The NYCLU argued the critical questions were:
- Does the use of video surveillance cameras deter crime?
- Do video surveillance cameras provide greater public safety protection than the deployment of police or private security professionals?
- What are the relative costs and benefits of deploying trained security professionals as compared with video technology?
- Will legislation mandating the installation of video technology have the effect of shifting resources from the employment of security personnel to the installation of video surveillance technology?
- Would this shifting of resources provide the optimum value for each security dollar spent?
The first answer by the NYCLU was that the research does not show that cameras reduce crimes. The second answer focused on the potential for abuse and the chilling effect of cameras. They provided three examples.

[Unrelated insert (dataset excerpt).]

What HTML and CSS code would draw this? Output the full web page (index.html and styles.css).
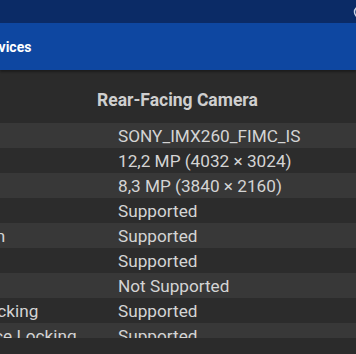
FILE: index.html
```html
<!DOCTYPE html>
<html lang="en">
<head>
  <meta charset="UTF-8" />
  <meta name="viewport" content="width=device-width, initial-scale=1.0" />
  <title>Devices</title>
  <link rel="stylesheet" href="styles.css">
</head>
<body>
  <div class="statusbar">
    <svg class="status-icon" width="14" height="14" viewBox="0 0 14 14">
      <circle cx="7" cy="7" r="5.5" fill="none" stroke="#c9d3e6" stroke-width="1.5" />
    </svg>
  </div>
  <div class="appbar">
    <div class="title">Devices</div>
  </div>
  <div class="content">
    <div class="head-row">
      <div></div>
      <div class="head">Rear-Facing Camera</div>
    </div>
    <div class="table">
      <div class="row"><div class="label">Camera ID</div><div class="value">SONY_IMX260_FIMC_IS</div></div>
      <div class="row"><div class="label">Photo</div><div class="value">12,2 MP (4032 × 3024)</div></div>
      <div class="row"><div class="label">Video</div><div class="value">8,3 MP (3840 × 2160)</div></div>
      <div class="row"><div class="label">Flash</div><div class="value">Supported</div></div>
      <div class="row"><div class="label">Video Stabilization</div><div class="value">Supported</div></div>
      <div class="row"><div class="label">Face Detection</div><div class="value">Supported</div></div>
      <div class="row"><div class="label">RAW Capture</div><div class="value">Not Supported</div></div>
      <div class="row"><div class="label">Auto Exposure Locking</div><div class="value">Supported</div></div>
      <div class="row"><div class="label">Auto White Balance Locking</div><div class="value">Supported</div></div>
    </div>
  </div>
</body>
</html>
```

FILE: styles.css
```css
body {
  margin: 0;
  font-family: Roboto, "Noto Sans", sans-serif;
  background: #2b2b2b;
  overflow: hidden;
}
.statusbar {
  height: 23px;
  background: #0b2b66;
  display: flex;
  justify-content: flex-end;
  align-items: center;
}
.status-icon {
  margin-right: -11px;
}
.appbar {
  height: 47px;
  background: #0e47a1;
  display: flex;
  align-items: center;
  box-shadow: 0 2px 2px rgba(0, 0, 0, 0.35);
  position: relative;
}
.title {
  color: #ffffff;
  font-size: 14px;
  font-weight: 700;
  margin-left: -18px;
}
.content {
  margin-left: -137px;
  height: 268px;
  overflow: hidden;
}
.head-row,
.row {
  display: grid;
  grid-template-columns: 255px 1fr;
}
.head-row {
  height: 53px;
  align-items: center;
  padding-top: 6px;
  box-sizing: border-box;
}
.head {
  color: #cfcfcf;
  font-size: 17.5px;
  font-weight: 700;
  margin-left: -21px;
}
.row {
  height: 25px;
  align-items: center;
  color: #d4d4d4;
  font-size: 17.2px;
  background: #2c2c2c;
}
.row:nth-child(odd) {
  background: #383838;
}
.label,
.value {
  white-space: nowrap;
}
```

- The NYPD archived hundreds if not thousands of hours of surveillance images captured during the 2004 Republican National Convention. Some of these images, involving protected First Amendment activity, were published by the New York Times as an "unofficial archive of police videotapes" four months after the RNC.
- A police department videotape of a suicide that occurred/took place in the Morris Houses, in the Bronx, found its way onto an Internet site devoted to pornography and violence.
- A WABC-TV Eyewitness News investigation of the police department's VIPER unit featured City Council Member Hiram Monserrate, a retired police officer, who described observing police officers engaging in video voyeurism – peering into the apartments of public housing residents and focusing cameras on women.
The rest of the testimony focused on how legislation can ensure that cameras are not abused.